「よなぼこり」は季語「霾(つちふる)」の傍題で、黄砂のことを「西域の夢の抜け殻」ではないだろうかと感じたものを詠んだ。
古来、玉門関の西のシルクロード沿いのオアシス地域は中華文明とは別の文明であったが、文明の主人公は度々変わり、中華人民共和国建国前後から彼らは「ウイグル族」と呼ばれるようになった。
民族問題の根底に経済格差(差別)があり、ひとつの事件が大きな暴動に発展したりすることはアメリカの黒人問題(ブラックマター)やヨーロッパの移民、さらにはパレスチナ問題にも共通することで、2009年のウルムチ騒乱などは漢族の女性がウイグル族の男によって強姦されたというデマから出発して数百人規模の衝突事件に発展したもので、関東大震災時の朝鮮人虐殺さえ思い起こさせる。
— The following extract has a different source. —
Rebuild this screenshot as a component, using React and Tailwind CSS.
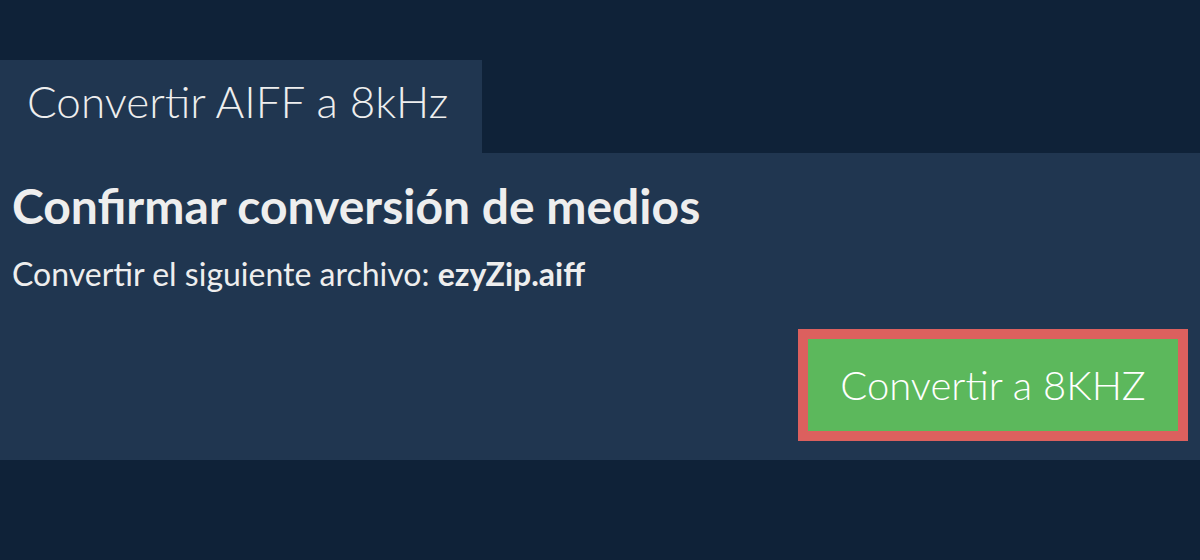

その前には2001年の9・11によって「イスラム教徒=過激派」のイメージが非イスラム国で広まっていたから、詳細はいろいろ不明ながら中国政府によるウイグル族への人権侵害は疑えない。
ただし、「反中」の一点でネット右翼や自民党の右派が「ウイグル民族主義運動」と結びついて煽っている事実も見ておく必要がある。
以上が、私が「中国政府は少数民族への差別と抑圧をやめよ」という立場から、黄砂を「西域の夢の抜け殻」と感じた所以である。
※ 写真はネットにあった「世界遺産の自転車事情を巡る旅日記」さんにあったもの。
塀に描かれた絵、中華文明ではない別の文明であること一目瞭然。湿気に満ちたモンスーン地帯に住みながらどこか惹かれるのは何故!